Bartolucci correctly figured that business for the remainder of 2017 “went out the window.” She optimistically planned the first wedding following the storm for January 2018, and then postponed it until April. Everything was going marvelously well for the couple and their 65 guests at a welcome party on the evening of April 4 when a fire broke out in a power plant in Cruz Bay, plunging the entire island back into darkness.
At the time, Bartolucci was being assisted by Brenda Sonson, an off-duty firefighter. Sonson dropped what she was doing, slipped out of her party outfit, threw on her firefighting gear, and took off to fight the blaze.

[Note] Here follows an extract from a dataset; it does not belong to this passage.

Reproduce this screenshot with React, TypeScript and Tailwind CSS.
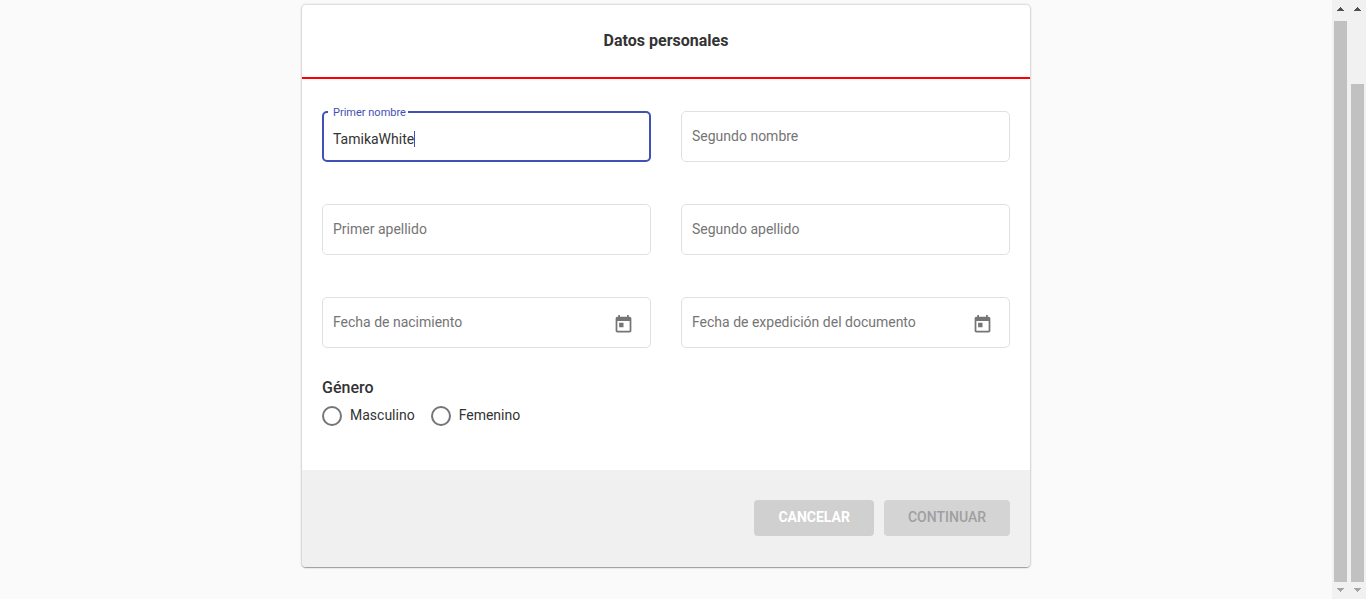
import { useState } from "react";

type FieldProps = { id: string; label: string; calendar?: boolean };

function CalendarIcon() {
  return (
    <svg viewBox="0 0 24 24" className="size-[21px]" fill="currentColor" aria-hidden="true">
      <path d="M19 3h-1V1h-2v2H8V1H6v2H5c-1.11 0-1.99.9-1.99 2L3 19c0 1.1.89 2 2 2h14c1.1 0 2-.9 2-2V5c0-1.1-.9-2-2-2zm0 16H5V8h14v11zM7 10h5v5H7z" />
    </svg>
  );
}

function Field({ id, label, calendar }: FieldProps) {
  const [value, setValue] = useState("");
  return (
    <div className="relative flex h-[51px] items-center rounded-[5px] border border-[#e0e0e0] bg-white pr-[11px] pl-2.5">
      <input
        id={id}
        value={value}
        onChange={(e) => setValue(e.target.value)}
        className="h-full min-w-0 flex-1 bg-transparent text-sm text-[#333] outline-none"
      />
      <label
        htmlFor={id}
        className={
          value
            ? "absolute -top-2 left-[5px] bg-white px-[5px] text-[11px] leading-4 text-[#757575]"
            : "pointer-events-none absolute top-3.5 left-2.5 text-sm leading-5 text-[#757575]"
        }
      >
        {label}
      </label>
      {calendar && (
        <button
          type="button"
          aria-label={`Abrir calendario: ${label}`}
          className="flex h-8 w-8 items-end justify-center pb-1 text-[#757575]"
        >
          <CalendarIcon />
        </button>
      )}
    </div>
  );
}

function FirstNameField() {
  const [value, setValue] = useState("TamikaWhite");
  return (
    <div className="relative flex h-[51px] items-center rounded-[5px] border-2 border-[#3f51b5] bg-white px-[9px] pt-1">
      <input
        id="primer-nombre"
        value={value}
        onChange={(e) => setValue(e.target.value)}
        className="field-sizing-content h-5 max-w-full bg-transparent text-sm text-[#333] caret-transparent outline-none"
      />
      <span className="h-4 w-px bg-[#3f51b5]" />
      <label
        htmlFor="primer-nombre"
        className="absolute -top-2 left-1 bg-white pr-0.5 pl-[5px] text-[11px] leading-4 text-[#3f51b5]"
      >
        Primer nombre
      </label>
    </div>
  );
}

function Radio({ id, label }: { id: string; label: string }) {
  return (
    <div className="flex items-start gap-2">
      <input
        type="radio"
        name="genero"
        id={id}
        className="size-5 appearance-none rounded-full border-2 border-[#757575] bg-white checked:border-[6px] checked:border-[#3f51b5]"
      />
      <label htmlFor={id} className="text-sm leading-[18px]">
        {label}
      </label>
    </div>
  );
}

function ScrollTrack({ thumb }: { thumb: string }) {
  return (
    <div className="flex w-[17px] flex-col items-center bg-[#f1f1f1]">
      <svg viewBox="0 0 17 17" className="h-[17px] w-[17px] shrink-0" shapeRendering="crispEdges" aria-hidden="true">
        <path d="M8 7h1v1h1v1h1v1h1v1H5v-1h1V9h1V8h1z" fill="#505050" />
      </svg>
      <div className={thumb} />
      <svg viewBox="0 0 17 17" className="h-[17px] w-[17px] shrink-0" shapeRendering="crispEdges" aria-hidden="true">
        <path d="M5 6h7v1h-1v1h-1v1H9v1H8V9H7V8H6V7H5z" fill="#a3a3a3" />
      </svg>
    </div>
  );
}

export default function App() {
  return (
    <div className="flex h-screen bg-[#fafafa] font-['Roboto',sans-serif] text-[#333]">
      <main className="flex min-w-0 flex-1 items-start justify-center pt-[5px]">
        <form className="w-full max-w-[728px] overflow-hidden rounded bg-white shadow-[0_1px_1px_0_rgba(0,0,0,0.3),0_0_2px_1px_rgba(0,0,0,0.14)]">
          <header className="border-b-2 border-[#ff0000] py-6 text-center">
            <h1 className="text-base leading-6 font-bold">Datos personales</h1>
          </header>
          <div className="px-5 pt-8 pb-11">
            <div className="grid grid-cols-2 gap-x-[30px] gap-y-[42px]">
              <FirstNameField />
              <Field id="segundo-nombre" label="Segundo nombre" />
              <Field id="primer-apellido" label="Primer apellido" />
              <Field id="segundo-apellido" label="Segundo apellido" />
              <Field id="fecha-nacimiento" label="Fecha de nacimiento" calendar />
              <Field id="fecha-expedicion" label="Fecha de expedición del documento" calendar />
            </div>
            <fieldset className="mt-7">
              <legend className="text-base leading-6 font-medium">Género</legend>
              <div className="mt-1.5 flex gap-4">
                <Radio id="masculino" label="Masculino" />
                <Radio id="femenino" label="Femenino" />
              </div>
            </fieldset>
          </div>
          <footer className="flex justify-end gap-2.5 bg-[#f0f0f0] px-5 pt-[30px] pb-[31px]">
            <button type="button" className="h-9 rounded bg-[#d0d0d0] px-6 pb-0.5 text-sm font-bold text-white">
              CANCELAR
            </button>
            <button type="submit" disabled className="h-9 rounded bg-[#d4d4d4] px-6 pb-0.5 text-sm font-medium text-[#9f9f9f]">
              CONTINUAR
            </button>
          </footer>
        </form>
      </main>
      <div className="flex" aria-hidden="true">
        <ScrollTrack thumb="mt-1 w-[13px] flex-1 bg-[#c1c1c1]" />
        <ScrollTrack thumb="mt-[67px] w-[13px] flex-1 bg-[#c1c1c1]" />
      </div>
    </div>
  );
}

Power was restored to the island within 24 hours, but in the meantime, guests staying at one villa learned the hard way that turning on a tap during a power outage, and then not closing the faucet when power is restored, leads to flooding in the villa and an empty cistern.

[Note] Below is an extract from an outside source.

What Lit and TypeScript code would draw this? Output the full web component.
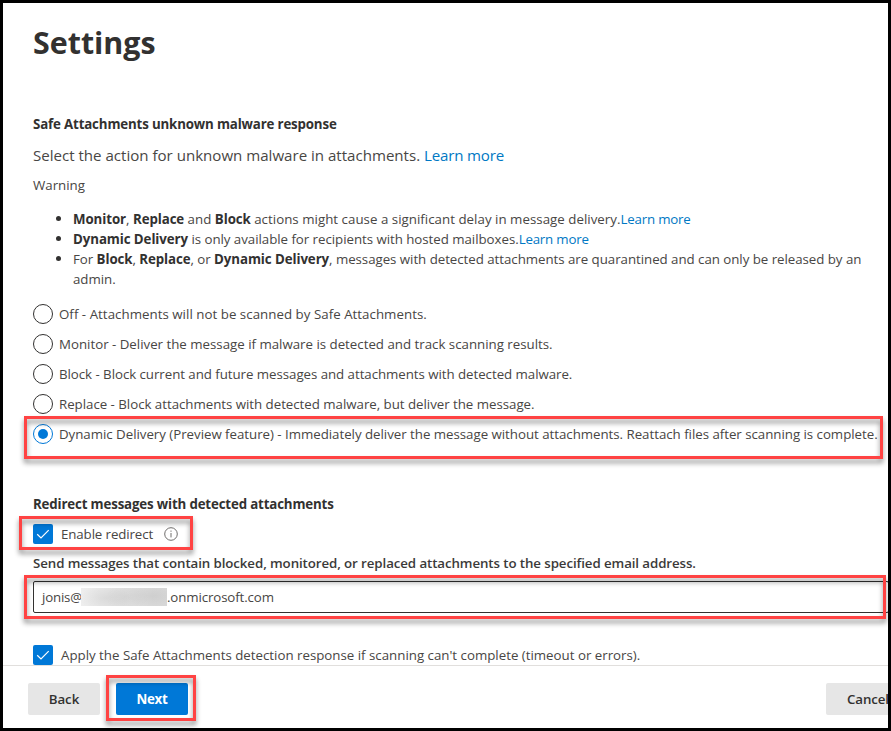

Bartolucci says she hasn’t encountered any “bridezillas” in her 18 years as a wedding planner on St. John. The couples she marries tend to have been together for six or seven years and have a love of nature. Those who choose to have their weddings on St. John realize “there’s only so much you can do here on a small island.”
To control for unexpected supply shortages, she keeps two trailers full of linen, glassware, chairs, and party décor.
Michelle Cawthron of Paradise Planning said, “When you’re working in this industry, you find people have a mindset of what they want. Fortunately, my clients are more open to change.” Following the storms, she found that managing expectations and maintaining communications – despite problems with the phone system and the internet – were paramount. Only one of the six weddings she had booked prior to the storm followed anything like the original plan.
“Trust came into the mix,” she said of her clients. “We went through a lot together. It was an emotional season.”
Since she started her business six years ago, Cawthron has learned to put a number of things in her contract, like requiring clients to purchase wedding insurance. It’s not just a matter of hurricanes. When the zika virus swept through the Caribbean in 2015, many clients cancelled.
As the months go by without a natural disaster, inquiries for weddings are slowly coming in, planners say. Cawthron said a client who lives in New Orleans and survived Hurricane Katrina told her it would be three years before the economic recovery would feel secure.
Anne Marie Porter is impatient for that to happen.
“Our beaches are beautiful. We have summer year-round. The storm chapter is over. We’re ready for business. That’s what we need to emphasize.”